The Old Man and the Screen

Our silly obsession with performance

Every day a new thing gets released, a new AI model, new car, new service, new phone, new laptop, new headphones, new power bank, new, new, new… and our compulsion is to ask: how does it perform vs what came before?

Completely natural way of seeing thing, completely pointless way to measure that, because that question is a proxy for:

Does this make my life better?

And that is a complicated question with a sample of one that no one but you can answer (and maybe not even you!).

We have benchmarks, KPIs, metrics, statistics, testimonials, all in the name of answering that question, does it make my life better?, without really answering it directly.

I am saying it is a silly obsession specifically when it comes to performance:

None of this tells you: value of time spend to earn money is lower than increase of life satisfaction for buying this.
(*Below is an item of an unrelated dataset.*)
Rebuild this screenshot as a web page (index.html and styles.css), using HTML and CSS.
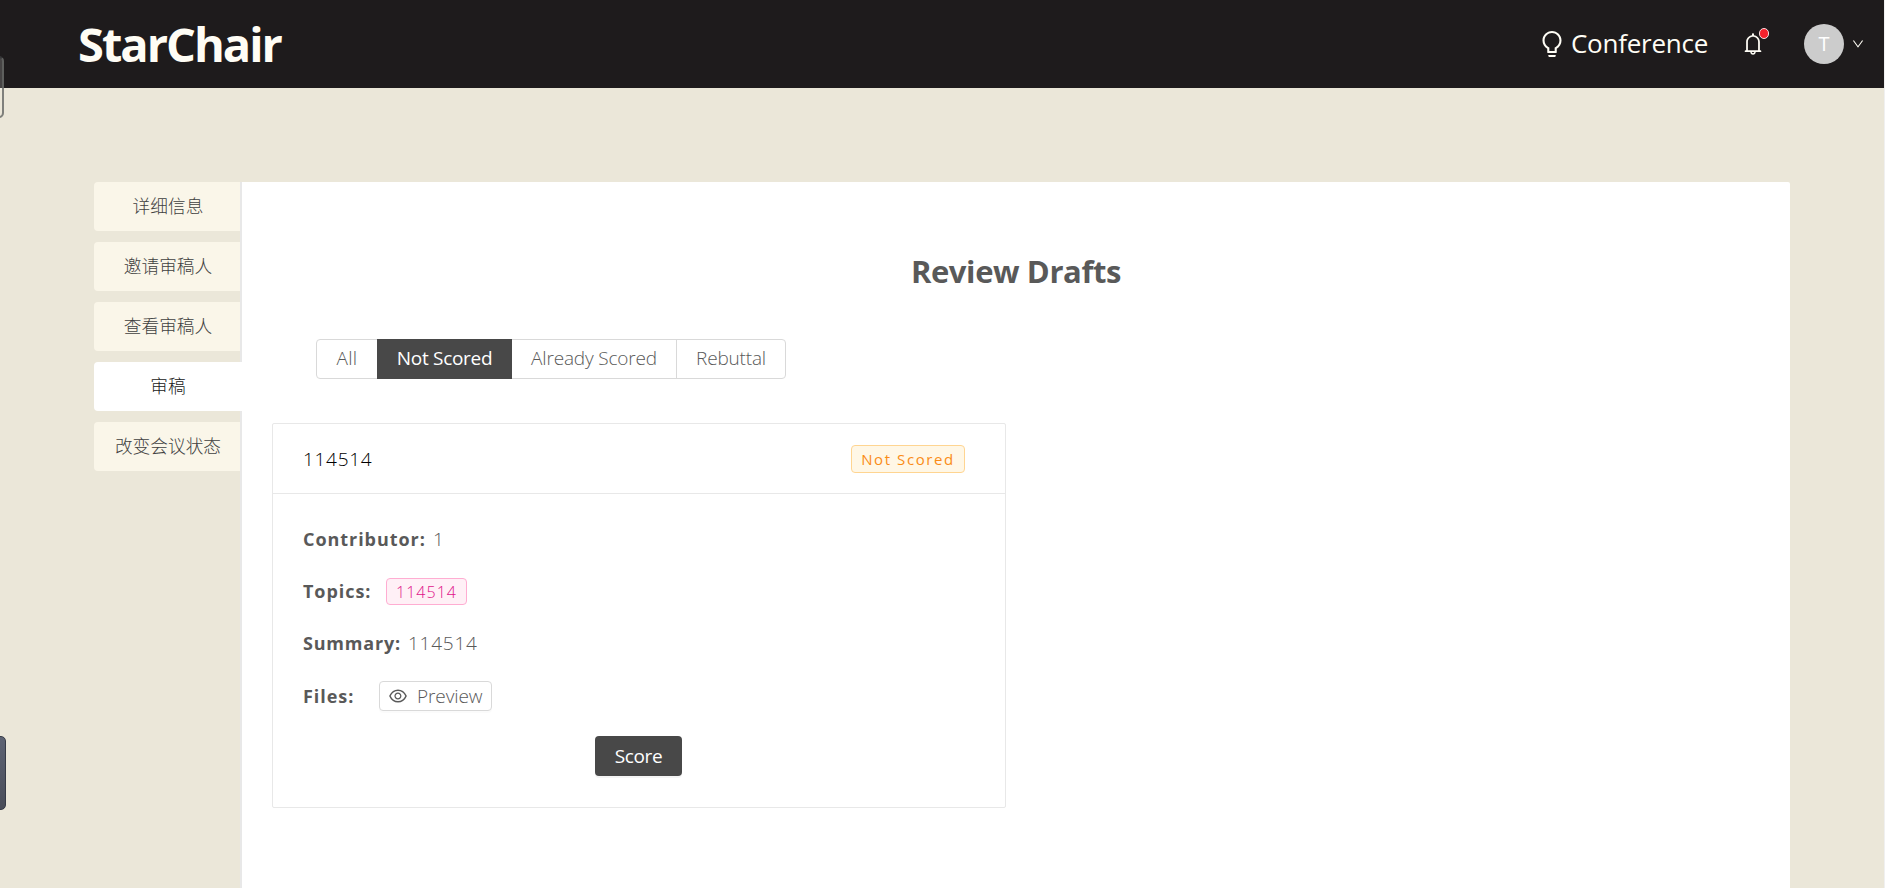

Because it is mostly about life satisfaction now, isn’t it? Your car is perfectly capable to drive you from A to B for another 5 years, your phone can do the things you need for another 2 or 3 at minimum, those headphones sound 99.9% the same as the one you already have, so what is this all about if not self-gratification?
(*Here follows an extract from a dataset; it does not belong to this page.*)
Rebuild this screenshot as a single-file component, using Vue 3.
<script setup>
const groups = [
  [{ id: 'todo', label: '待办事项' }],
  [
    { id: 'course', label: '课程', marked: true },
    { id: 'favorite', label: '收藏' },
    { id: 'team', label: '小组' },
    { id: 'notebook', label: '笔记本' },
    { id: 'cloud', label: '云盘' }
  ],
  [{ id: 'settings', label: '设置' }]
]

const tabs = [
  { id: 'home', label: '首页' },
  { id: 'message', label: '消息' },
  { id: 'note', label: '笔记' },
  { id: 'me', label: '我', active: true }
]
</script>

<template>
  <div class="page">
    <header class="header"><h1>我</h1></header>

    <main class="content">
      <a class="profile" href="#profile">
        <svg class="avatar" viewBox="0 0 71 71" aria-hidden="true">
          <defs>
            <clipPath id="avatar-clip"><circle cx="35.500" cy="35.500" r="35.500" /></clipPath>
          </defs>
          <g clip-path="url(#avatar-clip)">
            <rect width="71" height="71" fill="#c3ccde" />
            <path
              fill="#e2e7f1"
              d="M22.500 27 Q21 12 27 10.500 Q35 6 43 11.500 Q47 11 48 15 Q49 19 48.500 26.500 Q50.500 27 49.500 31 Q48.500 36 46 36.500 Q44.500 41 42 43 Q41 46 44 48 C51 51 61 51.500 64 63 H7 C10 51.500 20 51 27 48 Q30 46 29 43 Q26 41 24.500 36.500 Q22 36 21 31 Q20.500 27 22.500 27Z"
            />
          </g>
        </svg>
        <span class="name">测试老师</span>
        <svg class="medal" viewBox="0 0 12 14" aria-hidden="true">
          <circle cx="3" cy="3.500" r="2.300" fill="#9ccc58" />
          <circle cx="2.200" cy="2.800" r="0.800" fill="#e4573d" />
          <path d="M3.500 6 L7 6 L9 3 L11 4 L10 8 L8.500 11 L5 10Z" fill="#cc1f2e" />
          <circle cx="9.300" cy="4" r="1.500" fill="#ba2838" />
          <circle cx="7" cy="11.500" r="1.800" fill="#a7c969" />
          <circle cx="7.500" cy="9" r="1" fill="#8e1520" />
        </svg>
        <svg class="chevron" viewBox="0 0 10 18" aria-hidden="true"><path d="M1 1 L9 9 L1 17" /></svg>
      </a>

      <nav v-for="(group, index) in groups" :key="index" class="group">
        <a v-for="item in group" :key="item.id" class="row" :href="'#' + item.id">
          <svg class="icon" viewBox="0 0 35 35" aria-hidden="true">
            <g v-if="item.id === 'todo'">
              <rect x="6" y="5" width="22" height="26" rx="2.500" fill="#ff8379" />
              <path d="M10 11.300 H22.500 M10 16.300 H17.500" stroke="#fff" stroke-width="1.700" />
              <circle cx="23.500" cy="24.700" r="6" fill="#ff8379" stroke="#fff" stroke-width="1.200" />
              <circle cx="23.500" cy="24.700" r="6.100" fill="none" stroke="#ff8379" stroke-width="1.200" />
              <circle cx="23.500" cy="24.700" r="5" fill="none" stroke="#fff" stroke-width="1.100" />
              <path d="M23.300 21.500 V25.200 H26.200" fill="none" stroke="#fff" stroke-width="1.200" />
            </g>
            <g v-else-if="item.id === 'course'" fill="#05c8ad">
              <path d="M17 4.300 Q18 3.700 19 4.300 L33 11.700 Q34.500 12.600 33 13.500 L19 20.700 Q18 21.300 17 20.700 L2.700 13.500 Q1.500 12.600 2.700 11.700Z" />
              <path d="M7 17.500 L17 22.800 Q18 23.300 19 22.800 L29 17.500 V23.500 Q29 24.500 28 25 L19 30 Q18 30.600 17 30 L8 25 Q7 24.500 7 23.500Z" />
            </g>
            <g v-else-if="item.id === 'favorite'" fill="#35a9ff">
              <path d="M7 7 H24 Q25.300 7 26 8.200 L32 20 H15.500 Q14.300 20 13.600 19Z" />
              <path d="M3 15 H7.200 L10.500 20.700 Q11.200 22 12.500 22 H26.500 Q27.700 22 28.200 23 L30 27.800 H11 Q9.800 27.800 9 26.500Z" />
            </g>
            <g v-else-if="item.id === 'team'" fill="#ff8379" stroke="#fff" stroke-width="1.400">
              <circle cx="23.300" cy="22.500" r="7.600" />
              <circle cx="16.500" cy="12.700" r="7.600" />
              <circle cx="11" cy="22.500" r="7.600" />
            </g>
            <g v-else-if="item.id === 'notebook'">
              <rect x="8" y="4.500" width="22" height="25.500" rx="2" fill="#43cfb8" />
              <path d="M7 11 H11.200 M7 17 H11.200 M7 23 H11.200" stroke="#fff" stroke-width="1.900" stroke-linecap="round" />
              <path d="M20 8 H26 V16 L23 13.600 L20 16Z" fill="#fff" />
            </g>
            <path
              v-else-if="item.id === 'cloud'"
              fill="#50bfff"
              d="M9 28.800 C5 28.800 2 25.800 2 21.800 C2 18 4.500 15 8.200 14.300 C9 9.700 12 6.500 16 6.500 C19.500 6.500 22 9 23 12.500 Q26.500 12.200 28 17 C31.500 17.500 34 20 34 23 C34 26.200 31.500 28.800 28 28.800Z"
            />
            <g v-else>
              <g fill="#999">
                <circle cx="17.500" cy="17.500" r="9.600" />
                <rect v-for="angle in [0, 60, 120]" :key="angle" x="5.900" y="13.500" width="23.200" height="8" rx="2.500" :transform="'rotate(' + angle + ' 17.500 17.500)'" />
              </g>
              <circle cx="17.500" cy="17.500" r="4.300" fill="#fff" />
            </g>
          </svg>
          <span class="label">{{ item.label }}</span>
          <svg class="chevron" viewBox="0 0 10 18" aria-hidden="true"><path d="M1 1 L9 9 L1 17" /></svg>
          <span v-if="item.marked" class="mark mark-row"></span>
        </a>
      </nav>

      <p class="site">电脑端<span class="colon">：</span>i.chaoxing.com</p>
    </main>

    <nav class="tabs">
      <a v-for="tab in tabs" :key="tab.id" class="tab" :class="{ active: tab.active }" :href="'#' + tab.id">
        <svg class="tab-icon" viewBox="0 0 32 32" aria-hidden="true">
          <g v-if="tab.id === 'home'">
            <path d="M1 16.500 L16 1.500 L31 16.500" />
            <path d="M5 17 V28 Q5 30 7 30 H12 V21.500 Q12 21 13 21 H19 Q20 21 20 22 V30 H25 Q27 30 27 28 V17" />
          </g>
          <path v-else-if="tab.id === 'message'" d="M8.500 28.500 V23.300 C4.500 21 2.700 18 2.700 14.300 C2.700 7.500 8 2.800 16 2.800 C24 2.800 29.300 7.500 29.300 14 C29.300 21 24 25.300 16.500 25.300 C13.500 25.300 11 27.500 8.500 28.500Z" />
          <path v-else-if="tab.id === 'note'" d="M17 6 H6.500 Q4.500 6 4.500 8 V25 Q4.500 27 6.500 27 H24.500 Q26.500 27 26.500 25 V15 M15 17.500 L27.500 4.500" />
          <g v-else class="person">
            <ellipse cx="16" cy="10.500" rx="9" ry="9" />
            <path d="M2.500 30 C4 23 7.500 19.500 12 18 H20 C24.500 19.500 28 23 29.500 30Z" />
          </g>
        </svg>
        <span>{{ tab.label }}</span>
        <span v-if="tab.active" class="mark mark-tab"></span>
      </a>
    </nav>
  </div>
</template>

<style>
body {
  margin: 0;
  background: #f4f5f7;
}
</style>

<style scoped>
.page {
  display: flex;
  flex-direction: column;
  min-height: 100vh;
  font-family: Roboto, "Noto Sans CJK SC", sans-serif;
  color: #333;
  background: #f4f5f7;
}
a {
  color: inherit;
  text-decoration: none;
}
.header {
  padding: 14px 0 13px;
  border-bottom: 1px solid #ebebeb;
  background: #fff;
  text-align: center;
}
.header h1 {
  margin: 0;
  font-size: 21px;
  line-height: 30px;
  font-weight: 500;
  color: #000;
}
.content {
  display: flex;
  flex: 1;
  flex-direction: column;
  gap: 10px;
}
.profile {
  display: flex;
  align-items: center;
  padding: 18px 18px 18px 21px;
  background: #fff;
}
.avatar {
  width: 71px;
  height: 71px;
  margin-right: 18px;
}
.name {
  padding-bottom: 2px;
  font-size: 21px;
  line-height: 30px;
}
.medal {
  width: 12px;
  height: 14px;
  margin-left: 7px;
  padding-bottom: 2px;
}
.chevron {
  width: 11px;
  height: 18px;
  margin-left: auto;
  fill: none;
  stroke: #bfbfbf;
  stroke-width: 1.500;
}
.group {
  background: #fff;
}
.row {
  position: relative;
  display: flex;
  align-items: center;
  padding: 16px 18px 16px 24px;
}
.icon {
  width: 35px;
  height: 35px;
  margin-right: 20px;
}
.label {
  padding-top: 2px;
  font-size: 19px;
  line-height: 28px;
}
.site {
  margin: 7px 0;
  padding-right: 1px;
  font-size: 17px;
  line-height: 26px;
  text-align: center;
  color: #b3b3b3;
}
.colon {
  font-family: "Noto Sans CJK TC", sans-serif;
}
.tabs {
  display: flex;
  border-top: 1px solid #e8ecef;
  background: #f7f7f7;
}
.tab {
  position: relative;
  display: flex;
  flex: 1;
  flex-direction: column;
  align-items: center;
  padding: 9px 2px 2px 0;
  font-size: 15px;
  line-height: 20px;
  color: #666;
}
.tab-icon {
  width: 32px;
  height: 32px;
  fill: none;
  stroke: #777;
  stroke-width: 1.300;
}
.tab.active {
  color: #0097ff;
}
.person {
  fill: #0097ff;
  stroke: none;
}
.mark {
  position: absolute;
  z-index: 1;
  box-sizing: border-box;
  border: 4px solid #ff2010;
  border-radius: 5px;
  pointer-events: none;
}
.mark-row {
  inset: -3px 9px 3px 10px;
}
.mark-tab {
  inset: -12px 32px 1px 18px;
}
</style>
Yeah, I just discovered consumerism in 2026, I know. There is something to be said about repeating what we already know, it is how we build and maintain our system of beliefs.

So go on and repeat the obivous: you and the world would have already forgotten about it in the deafening noise advertiser put out to silence that inner voice… double down, shout it out:

I’m fine with what I have as it doesn’t define who I am or what I feel.